This is a problem since climate scientists keep raising the bar we need to overleap in order to maintain anything approaching a normal climate. NASA’s James Hansen shocked a lot of people recently when he declared that the emissions targets we’ve been using for the last decade are way too high. When you do the math (or when you watch someone else do the math), it looks like we’ll need to cut worldwide net carbon emissions to zero by 2030. Meanwhile, President Obama’s plan, as aggressive as it is, only gets us back down to 1990 emissions levels by 2020. That leaves not a lot of time for a whole lot more cutting.

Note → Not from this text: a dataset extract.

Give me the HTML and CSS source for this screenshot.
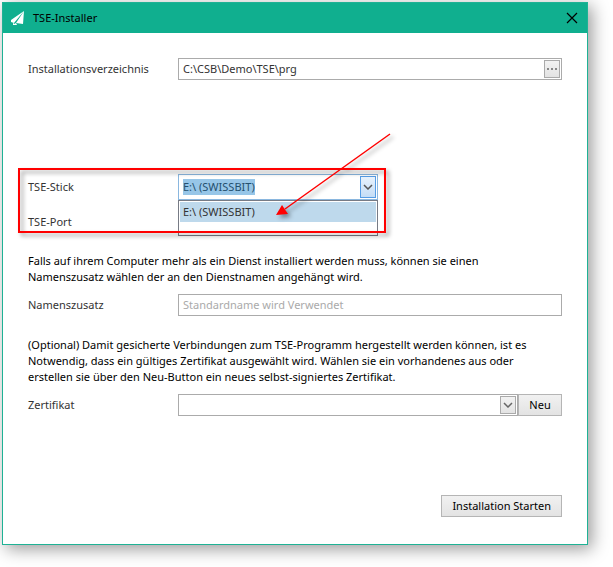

So it’s worth taking a look at Europe, which has the only functioning cap-and-trade system currently in existence, to see what we can expect from cap-and-trade. I’m afraid it’s not pretty. Central to the system, in fact the only way to reduce emissions right now, is the ability of carbon emitters (i.e. power companies) to buy "carbon credits" by paying companies in the developing world not to emit carbon. I’m sure you will be shocked, shocked to discover that these companies are gaming the system to the tune of billions of dollars in credits and very little in the way of cuts.

As an AP investigative report documents, the system that’s supposed to "validate" these projects, i.e. determine if a given project is truly supplanting something dirtier (e.g. building a hydroelectric dam instead of a coal-fired power plant), simply doesn’t work. No one’s arguing, by the way, that payments to the developing world for help with emissions cuts won’t be a part of the climate solution. But it would be nice if the payments were linked to actual cuts in emissions, which is simply not the case now. So far, so bad in the world of carbon markets.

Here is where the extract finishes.